For some time, academics have been decrying the demise of the class action, arguing that the Supreme Court’s precedent makes it harder than ever to certify a class under Rule 23. And yet, as one practitioner I know observed, plaintiffs keep filing the things. And quite a few courts keep certifying them.

Now, however, at least one federal district court appears to be listening to the academy.

The case, In re Kosmos Energy Ltd. Secs. Litig., No. 3:12-CV-373-B, 2014 U.S. Dist. LEXIS 36365 (N.D. Tex. Mar. 19, 2014), appears to be an unremarkable stock-drop case, the exact kind that is often considered easy to certify. And that’s exactly what plaintiffs argued.

The court, however, disagreed vehemently. In an opinion that cites liberally to Dean Robert Klonoff’s article The Decline of Class Actions, it refused to certify the class because the plaintiffs did not meet their burden of proof for Rule 23. As the court explained the standard:

"The culmination of the movement by courts–away from a presumptively pro-plaintiff view to the more restrictive approach today–was most recently summed up by the Supreme Court in its 2013 opinion, Comcast v. Behrend. In Comcast, the Supreme Court, re-stated–its now firmly entrenched view–that a plaintiff seeking class certification "’must affirmatively demonstrates his compliance’" with Rule 23(a) by showing that "’there are in fact sufficiently numerous parties, common questions of law or fact,’ typicality of claims or defenses, and adequacy of representation." …

Going forward, the clear directive to plaintiffs seeking class certification–in any type of case–is that they will face a rigorous analysis by the federal courts, will not be afforded favorable presumptions from the pleadings or otherwise and must be prepared to prove with facts–and by a preponderance of the evidence–their compliance with the requirements of Rule 23

(Italics in original, bold added.) Specifically, the court found that the plaintiff in this case had not proven either adequacy or predominance. In finding that plaintiffs had not shown that they were adequate, the court cited Professor Mullenix’s decade-old article Taking Adequacy Seriously, and then offered a rigorous analysis of the declaration offered by the lead plaintiff’s representative:

To elaborate, the Saville Declaration makes a number of conclusory pronouncements, such as the following: "I have participated in the Plan’s decision-making with respect to litigation matters, and have participated in supervising outside legal counsel in the Plan’s pending litigation." The Declaration’s explanation as to how Saville is actually participating in decision-making and supervising counsel is scant at best. In paragraph five–the paragraph containing the most detail in the eight paragraph sworn statement–the Declaration claims that Saville "received and reviewed" reports and correspondence, "supervised"discovery preservation, "reviewed pleadings" and "consulted with lawyers." But this type of generic detail is really no detail at all, for it provides naught by which to assess Saville’s credibility, her knowledge about the underlying facts of the case, or how much of what she has stated may have been prompted by counsel. Indeed, any potential class representative in any securities case could make almost identical assertions.

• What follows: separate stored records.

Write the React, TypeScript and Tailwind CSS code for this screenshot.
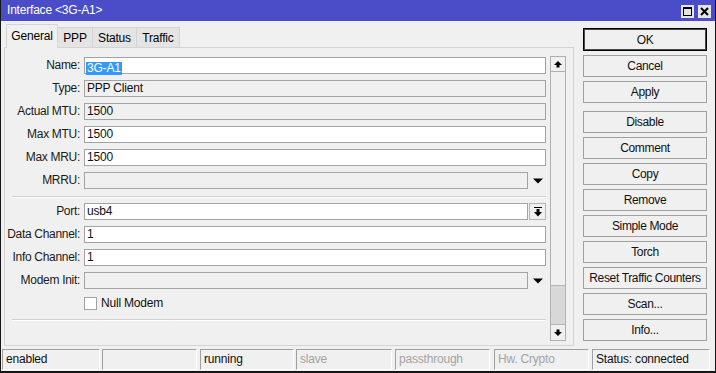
import React from "react";

const UpArrow = () => (
  <svg width="8" height="7" viewBox="0 0 8 7" className="block">
    <polygon points="4,0 8,4 0,4" fill="#000" />
    <rect x="2.5" y="4" width="3" height="2.5" fill="#000" />
  </svg>
);
const DownArrow = () => (
  <svg width="8" height="7" viewBox="0 0 8 7" className="block">
    <rect x="2.5" y="0.5" width="3" height="2.5" fill="#000" />
    <polygon points="0,3 8,3 4,7" fill="#000" />
  </svg>
);
const Tri = () => (
  <svg width="10" height="6" viewBox="0 0 10 6" className="block">
    <polygon points="0,0.5 10,0.5 5,5.5" fill="#000" />
  </svg>
);
const BarDown = () => (
  <svg width="8" height="10" viewBox="0 0 8 10" className="block">
    <rect x="0" y="0" width="8" height="1" fill="#000" />
    <rect x="2.5" y="2" width="3" height="3" fill="#000" />
    <polygon points="0,5 8,5 4,9.5" fill="#000" />
  </svg>
);

const Label = ({ children }: { children: React.ReactNode }) => (
  <div className="w-[79px] shrink-0 pr-[4px] text-right leading-[17px] text-[#1a1a1a] whitespace-nowrap tracking-[-0.3px]">
    {children}
  </div>
);

const Field = ({ value, editable = false, short = false }: { value?: React.ReactNode; editable?: boolean; short?: boolean }) => (
  <div
    className={`h-[17px] border border-[#a3a3a3] pl-[2px] leading-[15px] text-[#111] tracking-[-0.2px] ${
      editable ? "bg-white" : "bg-[#f0f0f0]"
    } ${short ? "w-[444px]" : "w-[462px]"}`}
  >
    {value}
  </div>
);

const Btn = ({ children, ok = false, className = "" }: { children: React.ReactNode; ok?: boolean; className?: string }) => (
  <div
    className={`w-[124px] flex items-center justify-center bg-[#f0f0f0] text-[#111] tracking-[-0.35px] whitespace-nowrap ${
      ok
        ? "h-[23px] border border-black shadow-[inset_0_0_0_1px_#4a4a4a]"
        : "h-[22px] border border-[#a0a0a0]"
    } ${className}`}
  >
    {children}
  </div>
);

const Cell = ({ children, w, ml, dim = false }: { children?: React.ReactNode; w: string; ml: string; dim?: boolean }) => (
  <div
    className={`h-[21px] border border-[#a0a0a0] border-b-white border-r-white pl-[3px] leading-[19px] tracking-[-0.2px] whitespace-nowrap ${w} ${ml} ${
      dim ? "text-[#a3a3a3]" : "text-[#111]"
    }`}
  >
    {children}
  </div>
);

export default function App() {
  return (
    <div className="w-[716px] h-[373px] bg-[#f0f0f0] border-l border-r border-b-2 border-[#161616] flex flex-col font-['Liberation_Sans',Arial,sans-serif] text-[12px] overflow-hidden">
      {/* Title bar */}
      <div className="h-[21px] shrink-0 bg-[#4b4dc8] flex items-center pl-[6px] pr-[4px]">
        <span className="text-white text-[12px] leading-[21px] tracking-[-0.2px]">Interface &lt;3G-A1&gt;</span>
        <div className="ml-auto flex gap-[4px] pt-[1px]">
          <svg width="13" height="13" viewBox="0 0 13 13" className="block">
            <rect x="0" y="0" width="13" height="13" fill="#e4e4e4" />
            <rect x="2.5" y="2.5" width="8" height="8" fill="none" stroke="#000" strokeWidth="1" />
            <rect x="2" y="2" width="9" height="2" fill="#000" />
          </svg>
          <svg width="13" height="13" viewBox="0 0 13 13" className="block">
            <rect x="0" y="0" width="13" height="13" fill="#e4e4e4" />
            <path d="M3 3 L10 10 M10 3 L3 10" stroke="#000" strokeWidth="2" />
          </svg>
        </div>
      </div>

      {/* Middle */}
      <div className="flex-1 flex">
        {/* Left column */}
        <div className="w-[573px] shrink-0 pl-[3px] pt-[3px] flex flex-col">
          <div className="h-[23px] flex items-end pl-[2px] tracking-[-0.2px]">
            <div className="relative z-10 w-[52px] h-[24px] -mb-[1px] bg-[#f0f0f0] border border-b-0 border-[#d4d4d4] flex items-center justify-center pb-[2px]">
              General
            </div>
            <div className="w-[35px] h-[20px] bg-[#e4e4e4] border border-l-0 border-b-0 border-[#d4d4d4] flex items-center justify-center">
              PPP
            </div>
            <div className="w-[44px] h-[20px] bg-[#e4e4e4] border border-l-0 border-b-0 border-[#d4d4d4] flex items-center justify-center">
              Status
            </div>
            <div className="w-[43px] h-[20px] bg-[#e4e4e4] border border-l-0 border-b-0 border-[#d4d4d4] flex items-center justify-center">
              Traffic
            </div>
          </div>
          <div className="w-[570px] h-[299px] border border-[#d4d4d4] flex">
            {/* Form */}
            <div className="w-[541px] pt-[9px] flex flex-col">
              <div className="flex items-center">
                <Label>Name:</Label>
                <div className="h-[17px] w-[462px] border border-[#a3a3a3] bg-white pl-[1px] pt-[1px]">
                  <span className="inline-block bg-[#3399ff] text-white leading-[13px] px-[1px] tracking-[-0.2px]">3G-A1</span>
                </div>
              </div>
              <div className="flex items-center mt-[6px]">
                <Label>Type:</Label>
                <Field value="PPP Client" />
              </div>
              <div className="flex items-center mt-[6px]">
                <Label>Actual MTU:</Label>
                <Field value="1500" />
              </div>
              <div className="flex items-center mt-[6px]">
                <Label>Max MTU:</Label>
                <Field value="1500" editable />
              </div>
              <div className="flex items-center mt-[6px]">
                <Label>Max MRU:</Label>
                <Field value="1500" editable />
              </div>
              <div className="flex items-center mt-[6px]">
                <Label>MRRU:</Label>
                <Field short />
                <div className="w-[18px] flex justify-center pl-[1px]">
                  <Tri />
                </div>
              </div>
              <div className="ml-[7px] w-[534px] mt-[7px] border-t border-[#d0d0d0] border-b border-b-white" />
              <div className="flex items-center mt-[5px]">
                <Label>Port:</Label>
                <Field value="usb4" editable short />
                <div className="w-[17px] h-[17px] ml-[1px] border border-[#b5b5b5] flex items-center justify-center">
                  <BarDown />
                </div>
              </div>
              <div className="flex items-center mt-[6px]">
                <Label>Data Channel:</Label>
                <Field value="1" editable />
              </div>
              <div className="flex items-center mt-[6px]">
                <Label>Info Channel:</Label>
                <Field value="1" editable />
              </div>
              <div className="flex items-center mt-[6px]">
                <Label>Modem Init:</Label>
                <Field short />
                <div className="w-[18px] flex justify-center pl-[1px]">
                  <Tri />
                </div>
              </div>
              <div className="flex items-center mt-[8px] pl-[79px]">
                <div className="w-[13px] h-[13px] border border-[#a3a3a3] bg-white" />
                <span className="ml-[4px] text-[#111] leading-[13px] tracking-[-0.2px]">Null Modem</span>
              </div>
              <div className="ml-[7px] w-[534px] mt-[9px] border-t border-[#d0d0d0] border-b border-b-white" />
            </div>
            {/* Scrollbar */}
            <div className="ml-[4px] mt-[8px] w-[16px] h-[285px] border border-[#b0b0b0] flex flex-col bg-[#f0f0f0]">
              <div className="h-[15px] border-b border-[#b0b0b0] flex items-center justify-center">
                <UpArrow />
              </div>
              <div className="flex-1" />
              <div className="h-[40px] bg-[#d8d8d8] border-y border-[#b5b5b5]" />
              <div className="h-[15px] flex items-center justify-center">
                <DownArrow />
              </div>
            </div>
          </div>
        </div>

        {/* Right buttons */}
        <div className="pl-[9px] pt-[7px] flex flex-col">
          <Btn ok>OK</Btn>
          <Btn className="mt-[4px]">Cancel</Btn>
          <Btn className="mt-[4px]">Apply</Btn>
          <Btn className="mt-[8px]">Disable</Btn>
          <Btn className="mt-[4px]">Comment</Btn>
          <Btn className="mt-[4px]">Copy</Btn>
          <Btn className="mt-[4px]">Remove</Btn>
          <Btn className="mt-[4px]">Simple Mode</Btn>
          <Btn className="mt-[4px]">Torch</Btn>
          <Btn className="mt-[4px]">Reset Traffic Counters</Btn>
          <Btn className="mt-[4px]">Scan...</Btn>
          <Btn className="mt-[4px]">Info...</Btn>
        </div>
      </div>

      {/* Status bar */}
      <div className="h-[22px] shrink-0 flex items-start pl-[1px]">
        <Cell w="w-[98px]" ml="ml-0">enabled</Cell>
        <Cell w="w-[95px]" ml="ml-[2px]" />
        <Cell w="w-[94px]" ml="ml-[3px]">running</Cell>
        <Cell w="w-[96px]" ml="ml-[2px]" dim>slave</Cell>
        <Cell w="w-[95px]" ml="ml-[3px]" dim>passthrough</Cell>
        <Cell w="w-[95px]" ml="ml-[4px]" dim>Hw. Crypto</Cell>
        <Cell w="w-[118px]" ml="ml-[3px]">Status: connected</Cell>
      </div>
    </div>
  );
}
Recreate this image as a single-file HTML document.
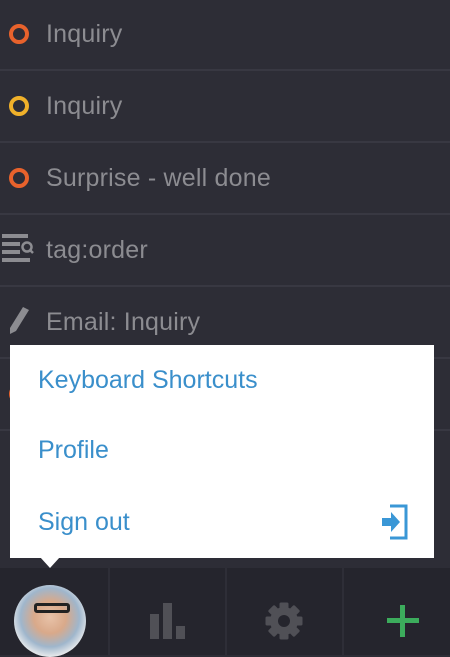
<!DOCTYPE html><html><head><style>
body{margin:0;width:450px;height:655px;background:#2d2d36;font-family:"Liberation Sans",sans-serif;overflow:hidden;position:relative}
.row{position:absolute;left:0;width:450px;height:71px;border-bottom:2px solid #383842;box-sizing:border-box}
.row span{position:absolute;left:46px;top:20px;font-size:25px;color:#8c8c91;letter-spacing:0.2px}
.ring{position:absolute;left:9px;width:12px;height:12px;border:4px solid;border-radius:50%}
.menu{position:absolute;left:10px;top:345px;width:424px;height:213px;background:#fff}
.menu div{position:absolute;left:28px;font-size:25px;color:#3a8fcb}
.bar{position:absolute;left:0;top:568px;width:450px;height:87px;background:#25252d}
.sep{position:absolute;top:568px;width:2px;height:87px;background:#2e2e37}
</style></head><body>
<div class="row" style="top:0"><div class="ring" style="top:24px;border-color:#e8622c"></div><span>Inquiry</span></div>
<div class="row" style="top:72px"><div class="ring" style="top:24px;border-color:#f0b12a"></div><span>Inquiry</span></div>
<div class="row" style="top:144px"><div class="ring" style="top:24px;border-color:#e8622c"></div><span>Surprise - well done</span></div>
<div class="row" style="top:216px"><svg style="position:absolute;left:2px;top:18px" width="32" height="30"><g fill="#8c8c91"><rect x="0" y="0" width="26" height="4"/><rect x="0" y="8" width="18" height="4"/><rect x="0" y="16" width="18" height="4"/><rect x="0" y="24" width="28" height="4"/></g><circle cx="25" cy="13" r="4.5" fill="none" stroke="#8c8c91" stroke-width="2.5"/><line x1="28" y1="16" x2="31" y2="19" stroke="#8c8c91" stroke-width="2.5"/></svg><span>tag:order</span></div>
<div class="row" style="top:288px"><svg style="position:absolute;left:8px;top:17px" width="22" height="30"><path d="M15 2 L21 5 L8 26 L2 29 L2 23 Z" fill="#8c8c91"/></svg><span>Email: Inquiry</span></div>
<div class="row" style="top:360px"><div class="ring" style="top:24px;border-color:#e8622c"></div></div>
<div class="menu">
<div style="top:21px">Keyboard Shortcuts</div>
<div style="top:91px">Profile</div>
<div style="top:163px">Sign out</div>
<svg style="position:absolute;left:372px;top:159px" width="26" height="36"><path d="M8 2H24V34H8" fill="none" stroke="#3a97d6" stroke-width="3"/><path d="M0 14H9V8L18 18L9 28V22H0Z" fill="#3a97d6"/></svg>
</div>
<svg style="position:absolute;left:40px;top:557px" width="20" height="12"><path d="M0 0H20L10 11Z" fill="#fff"/></svg>
<div class="bar"></div>
<div class="sep" style="left:108px"></div><div class="sep" style="left:225px"></div><div class="sep" style="left:342px"></div>
<div style="position:absolute;left:14px;top:585px;width:72px;height:72px;border-radius:50%;background:radial-gradient(circle at 50% 45%,#e8c2a8 0,#d9a98a 30%,#9fb6cc 55%,#eeeeee 75%)"></div>
<div style="position:absolute;left:34px;top:603px;width:36px;height:10px;border:3px solid #222;border-radius:3px;box-sizing:border-box"></div>
<svg style="position:absolute;left:149px;top:603px" width="38" height="36" fill="#505056"><rect x="1" y="11" width="9" height="25"/><rect x="14" y="0" width="9" height="36"/><rect x="27" y="23" width="9" height="13"/></svg>
<svg style="position:absolute;left:265px;top:602px" width="38" height="38" viewBox="0 0 38 38"><g fill="#505056" transform="translate(19 19)"><circle r="14"/><g><rect x="-4.5" y="-18.5" width="9" height="37" rx="1.5"/><rect x="-4.5" y="-18.5" width="9" height="37" rx="1.5" transform="rotate(45)"/><rect x="-4.5" y="-18.5" width="9" height="37" rx="1.5" transform="rotate(90)"/><rect x="-4.5" y="-18.5" width="9" height="37" rx="1.5" transform="rotate(135)"/></g></g><circle cx="19" cy="19" r="6" fill="#25252d"/></svg>
<svg style="position:absolute;left:387px;top:605px" width="32" height="32"><rect x="13" y="0" width="5" height="32" fill="#3cac5c"/><rect x="0" y="13" width="32" height="5" fill="#3cac5c"/></svg>
</body></html>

(Italics in original, bold added.)

Similarly, the court was unconvinced by the plaintiffs’ arguments (which appeared to largely center on defendant’s conduct and the presumed materiality of certain statements) that common issues predominated:

That Lead Plaintiff’s submissions are akin to no evidence at all, under Comcast, ought to end the Court’s predominance inquiry here. Indeed, the Plan makes no effort to argue that its "proof" demonstrates predominance. Instead, its position appears to be that such proof is unnecessary. In essence, the Plan asks the Court to presume that the proposed class is certifiable simply because of the securities law provisions pursuant to which this case was filed. Relying on this ill-founded assumption, the Plan assures the Court that "common proof regarding [the essential issues in this case] will be offered on a uniform, Class-wide basis.

(Italics in original, bold added.)  As a result, the court refused to certify a class, based almost entirely on its conclusion that the plaintiff had not offered sufficient evidence to justify certification.

Coupled with Judge Posner’s recent opinion in Parko v. Shell Oil Co., In re Kosmos Energy offers a clear takeaway: in 2014, class certification requires an actual evidentiary showing.